Barbaro Fines y su Mayimbe – “El Diablo”
Timba can be scary too! Barbaro Fines and his group Mayimbe start “El Diablo” [The Devil] with the words: hay que tener mucho cuidado con el Diablo que anda suelto [you must be very careful with the Devil ‘cuz he’s loose out there]. He goes on to describe the devil as having sharp nails and red eyes and suggests that you be ready to throw on him a bucket of scolding water so that he’ll leave. In the video, at minute 1:25, the chorus then sings:
El Diablo ya esta en la calle embarra’o de Manteca / yo lo vi / y si lo cojes se resbala
The Devil is on the streets lathered in lard / I saw him / and if you try to grab him he slips out
Fines recorded this song in Peru, and if that is where one can see the Devil in the streets… well, now we know!
Los Demonios del Salao – “Se Soltaron los Demonios”

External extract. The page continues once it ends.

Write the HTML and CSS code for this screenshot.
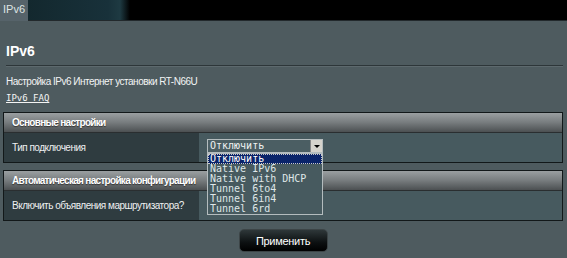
FILE: index.html
```html
<!DOCTYPE html>
<html lang="ru">

<head>
    <meta charset="UTF-8">
    <title>IPv6</title>
    <link rel="stylesheet" href="styles.css">
</head>

<body>
    <div class="topbar">
        <div class="tab">IPv6</div>
        <div class="bar"></div>
    </div>

    <div class="content">
        <h1>IPv6</h1>
        <hr>
        <p class="desc">Настройка IPv6 Интернет установки RT-N66U</p>
        <a class="faq" href="javascript:void(0)">IPv6_FAQ</a>

        <div class="panel">
            <div class="panel-head">Основные настройки</div>
            <div class="panel-row">
                <div class="label">Тип подключения</div>
                <div class="value">
                    <div class="select">
                        <span class="select-text">Отключить</span>
                        <span class="select-arrow"></span>
                        <ul class="options">
                            <li class="selected">Отключить</li>
                            <li>Native IPv6</li>
                            <li>Native with DHCP</li>
                            <li>Tunnel 6to4</li>
                            <li>Tunnel 6in4</li>
                            <li>Tunnel 6rd</li>
                        </ul>
                    </div>
                </div>
            </div>
        </div>

        <div class="panel">
            <div class="panel-head">Автоматическая настройка конфигурации</div>
            <div class="panel-row">
                <div class="label">Включить объявления маршрутизатора?</div>
                <div class="value"></div>
            </div>
        </div>

        <div class="actions">
            <button class="apply">Применить</button>
        </div>
    </div>
</body>

</html>
```

FILE: styles.css
```css
body {
    margin: 0;
    background: #4e5b5f;
    color: #fff;
    font-family: "Liberation Sans", Arial, sans-serif;
    font-size: 10px;
    letter-spacing: -0.5px;
}

.topbar {
    display: flex;
    height: 21px;
}

.tab {
    width: 28px;
    padding: 3px 0 0 3px;
    box-sizing: border-box;
    color: #dfe4e4;
    background: #56636a;
    font-size: 11px;
    letter-spacing: 0;
}

.bar {
    flex: 1;
    background: linear-gradient(to right, #13282e 0, #18313a 80px, #1e3a42 92px, #000 102px, #000 100%);
    border-bottom: 1px solid #22292c;
}

.content {
    padding: 0 4px 0 3px;
}

h1 {
    margin: 22px 0 0 3px;
    font-size: 14px;
    line-height: 16px;
    letter-spacing: 0;
}

hr {
    margin: 6px 0 0 3px;
    border: none;
    border-top: 1px solid #2d3639;
    border-bottom: 1px solid #5d696d;
}

.desc {
    margin: 8px 0 0 3px;
    line-height: 14px;
    color: #f2f4f4;
}

.faq {
    display: inline-block;
    margin: 2px 0 0 3px;
    line-height: 14px;
    color: #f4f4f4;
    font-family: "DejaVu Sans Mono", monospace;
    font-size: 9px;
    letter-spacing: 0;
}

.panel {
    margin-top: 7px;
    border: 1px solid #121819;
}

.faq + .panel {
    margin-top: 7px;
}

.panel-head {
    height: 19px;
    padding-left: 8px;
    line-height: 19px;
    font-weight: bold;
    letter-spacing: -0.7px;
    text-shadow: 0 1px 1px #333;
    background: linear-gradient(#9a9fa1, #777c7e 50%, #4c5052);
    border-bottom: 1px solid #2a2e30;
}

.panel-row {
    display: flex;
    height: 29px;
}

.label {
    flex-shrink: 0;
    width: 187px;
    padding-left: 8px;
    line-height: 29px;
    white-space: nowrap;
    background: #2f3c40;
    color: #eef0f0;
}

.value {
    flex: 1;
    padding: 6px 0 0 8px;
    background: #475a5f;
}

.select {
    position: relative;
    width: 116px;
    height: 14px;
    box-sizing: border-box;
    border: 1px solid #b4bcbe;
    background: #4b5e63;
    font-family: "DejaVu Sans Mono", monospace;
    font-size: 10px;
    letter-spacing: 0;
    color: #eef2f2;
}

.select-text {
    display: block;
    padding-left: 2px;
    line-height: 12px;
}

.select-arrow {
    position: absolute;
    top: 0;
    right: 0;
    width: 11px;
    height: 12px;
    background: #d6d3cc;
    border-left: 1px solid #888;
}

.select-arrow::after {
    content: "";
    position: absolute;
    left: 3px;
    top: 5px;
    border-left: 3px solid transparent;
    border-right: 3px solid transparent;
    border-top: 3px solid #000;
}

.options {
    position: absolute;
    top: 13px;
    left: -1px;
    width: 116px;
    margin: 0;
    padding: 0;
    list-style: none;
    box-sizing: border-box;
    border: 1px solid #b4bcbe;
    background: #475a5f;
    color: #dfe7e8;
}

.options li {
    height: 10px;
    padding-left: 2px;
    line-height: 10px;
    white-space: nowrap;
}

.options li.selected {
    background: #0a246a;
    color: #fff;
    outline: 1px dotted #c8c8c8;
    outline-offset: -1px;
}

.actions {
    display: flex;
    justify-content: center;
    margin-top: 8px;
}

.apply {
    width: 89px;
    height: 23px;
    border: 1px solid #3c4446;
    border-radius: 5px;
    background: linear-gradient(#2e3739, #0c1011 60%, #000);
    color: #fff;
    font-family: "Liberation Sans", Arial, sans-serif;
    font-size: 11px;
    letter-spacing: -0.3px;
}
```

In the voice of Carlos Miranda, Los Demonios del Salao warn that “Se Soltaron los Demonios” [The demons are loose]. On an evening when he was having a good time in his patio, says the singer, the demons showed up. Thankfully, what they decided to do with their newfound freedom was to dance. In the midst of that party, Lucifer appeared to warn them that it was almost day time. Somehow, because these demons are dancers… they aren’t all that scary!
We hope you enjoyed this “dark” and “scary” selection of Salsa. Can one really be scared while listening and dancing to all this melodic goodness? We’ll be back next month. Who knows, perhaps with a healthy selection of music about turkeys and pilgrims!? Have a fun and, of course, danceable Halloween!